Recorrido por una vida cualquiera

Esta es la historia de una vida, como cualquier otra y, como cualquier otra, tiene su origen en la época más feliz, menos valorada y más corta de nuestra existencia: la niñez.

Cuando eres niño ves todo sin filtros, sin capas que atravesar ni muros que has de romper. Todo te llega de una manera natural y a color. Sin embargo, no es todo lo valorado que se debiera, y tiene un motivo: no sabes que es perecedero. Si fuéramos conscientes de este hecho quizá todo cambiaría. O quizá no.

Caminas sin miedo, corres sin freno, amas sin prejuicios. Sin lugar a dudas, es la época de la vida en la que eres capaz de rozar la felicidad con la yema de los dedos. Hablo de la verdadera felicidad, no de esa efímera que nos aportan otras etapas de nuestra vida en las que pensamos que necesitamos que alguien más nos complete. Cuando eres niño, nada tiene un sentido y, a la vez, todo lo tiene. Ahí radica su magia.

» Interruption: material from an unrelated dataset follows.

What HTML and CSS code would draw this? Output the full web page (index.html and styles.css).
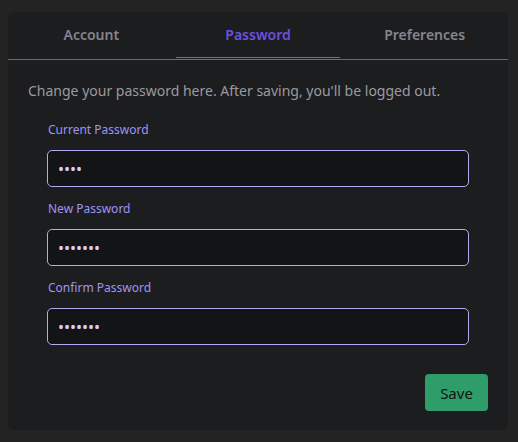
FILE: index.html
```html
<!DOCTYPE html>
<html lang="en">
<head>
<meta charset="utf-8">
<title>Password</title>
<link rel="stylesheet" href="styles.css">
</head>
<body>
<div class="card">
  <div class="tabs">
    <div class="tab">Account</div>
    <div class="tab active">Password</div>
    <div class="tab">Preferences</div>
  </div>
  <div class="body">
    <p class="desc">Change your password here. After saving, you'll be logged out.</p>
    <div class="form">
      <div class="field">
        <label class="label" for="cur">Current Password</label>
        <input class="input" id="cur" type="password" value="abcd">
      </div>
      <div class="field">
        <label class="label" for="new">New Password</label>
        <input class="input" id="new" type="password" value="abcdefg">
      </div>
      <div class="field">
        <label class="label" for="conf">Confirm Password</label>
        <input class="input" id="conf" type="password" value="abcdefg">
      </div>
    </div>
    <div class="actions">
      <button class="btn" type="button">Save</button>
    </div>
  </div>
</div>
</body>
</html>
```
FILE: styles.css
```css
html, body {
  margin: 0;
  padding: 0;
  background: #232323;
}
body {
  padding: 12px 10px 12px 8px;
  font-family: "Noto Sans", "Open Sans", sans-serif;
}
.card {
  width: 500px;
  height: 418px;
  box-sizing: border-box;
  background: #1c1d1f;
  border-radius: 6px;
  display: flex;
  flex-direction: column;
}
.tabs {
  display: grid;
  grid-template-columns: repeat(3, 1fr);
  border-bottom: 1px solid #6a6a70;
}
.tab {
  margin: 0 1px -1px;
  padding: 12px 0 11px;
  height: 22px;
  line-height: 22px;
  text-align: center;
  font-size: 14px;
  font-weight: 600;
  color: #85858d;
  border-bottom: 3px double transparent;
}
.tab.active {
  color: #6e4fe0;
  border-bottom-color: #7657e8;
}
.body {
  padding: 19px 20px 19px;
  display: flex;
  flex-direction: column;
  flex: 1;
}
.desc {
  margin: 0 0 16px;
  font-size: 14px;
  line-height: 24px;
  color: #9a9aa0;
}
.form {
  padding: 0 19px;
  display: flex;
  flex-direction: column;
  gap: 11px;
}
.field {
  display: flex;
  flex-direction: column;
}
.label {
  font-size: 12px;
  line-height: 21px;
  margin: 0 0 10px 1px;
  color: #a093f5;
}
.input {
  height: 37px;
  box-sizing: border-box;
  margin: 0;
  padding: 0 10px;
  background: #131416;
  border: 1px solid #b6a8f2;
  border-radius: 5px;
  color: #d6cdfb;
  font-size: 16px;
  font-family: "Noto Sans", sans-serif;
  letter-spacing: 0;
  outline: none;
}
.actions {
  margin-top: auto;
  display: flex;
  justify-content: flex-end;
}
.btn {
  width: 63px;
  height: 37px;
  border: none;
  border-radius: 4px;
  background: #2e9d69;
  color: #111213;
  font-size: 15px;
  font-family: "Noto Sans", sans-serif;
  padding: 0;
}
```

Sin embargo, como ya he adelantado, esta etapa es frugal, dando paso a otra más caótica: la adolescencia. La etapa en la que nos creemos invencibles, de una raza superior. La etapa en la que nos creemos con derecho a mirar por encima del hombro, y de la cual muchos no logran salir en toda su vida. Esta es, sin duda, una de las etapas más importantes, ya que será en la que se conforme y se desarrolle parte de nuestra personalidad, de nuestro carácter. Las tardes de risas con los amigos, las noches de bailes, las primeras miradas de amor, los susurros al oído, el primer gran e inolvidable amor… Es curioso, porque cuando eres adolescente, piensas que cualquier ínfimo problema, es un mundo en tu vida, un mundo que ya nunca podrás reparar. Es la etapa de las incomprensiones, de los llantos, de las rabietas, y ¿sabéis una cosa? Es una etapa imprescindible. Aunque cuando somos padres tememos su llegada, es importante que fluya con naturalidad, ya que es la única manera de valorar y aprender una vez pasan los años y echas la vista atrás. Es la etapa en la que sufres tu primer gran golpe y, es entonces, cuando llega el arrepentimiento. La madurez se acerca, y con ella las responsabilidades, las tareas, la parte más cruenta de la vida.

Sabemos que la juventud pasará, pero pensamos que lo hará a cámara lenta y, cuando llega la hora, nos damos cuenta de que apenas ha sido un suspiro. Un suspiro más o menos bonito, dependiendo de las experiencias con las que nos quedemos, pero un suspiro al fin y al cabo. Creo que ese el motivo de que vivamos todo con esa intensidad, sobre todo el amor o, más bien, el desamor. Es una etapa en la que, de manera inconsciente, empezamos a vislumbrar el arduo camino que nos espera y, por ello, buscamos ayuda, un apoyo emocional, una pareja que nos complete. Error. Tú eres la única persona de tu vida y la más importante. El resto están ahí para ayudarte y complementarte, pero nunca para completarte. Recuérdalo: tú ya eres una persona completa. No obstante, esta etapa y sus vaivenes también son necesarios, ya que son esos batacazos los que endurecerán nuestro espíritu y nos curtirán para las batallas futuras que, tened por seguro, vendrán.

Caemos y nos levantamos, una y otra vez. En eso consiste la edad adulta. Caminamos sobre el hielo, intentando patinar, pero para aprender a hacerlo, primero hay que caer. Sufrimos más que gozamos, lloramos más que reímos, pensamos más que vivimos. Ahí está el fallo, pero, aun siendo conscientes de ello, no somos capaces de bajarnos de la espiral de la vida. Nos enfrentamos al dolor más profundo e, incluso, a la muerte, a la que ya consideramos como nuestro mayor enemigo, uno cercano, cuando en realidad, la muerte solo es una etapa más del camino, la última. Nuestro verdadero enemigo es el incontrolable paso del tiempo.

Pero, no temáis, porque cuando llegue el momento, tras nuestros años de experiencia y sabiduría, nos iremos del mismo modo en el que llegamos: con nuestro espíritu, la única diferencia son las vivencias que elegimos llevar con nosotros.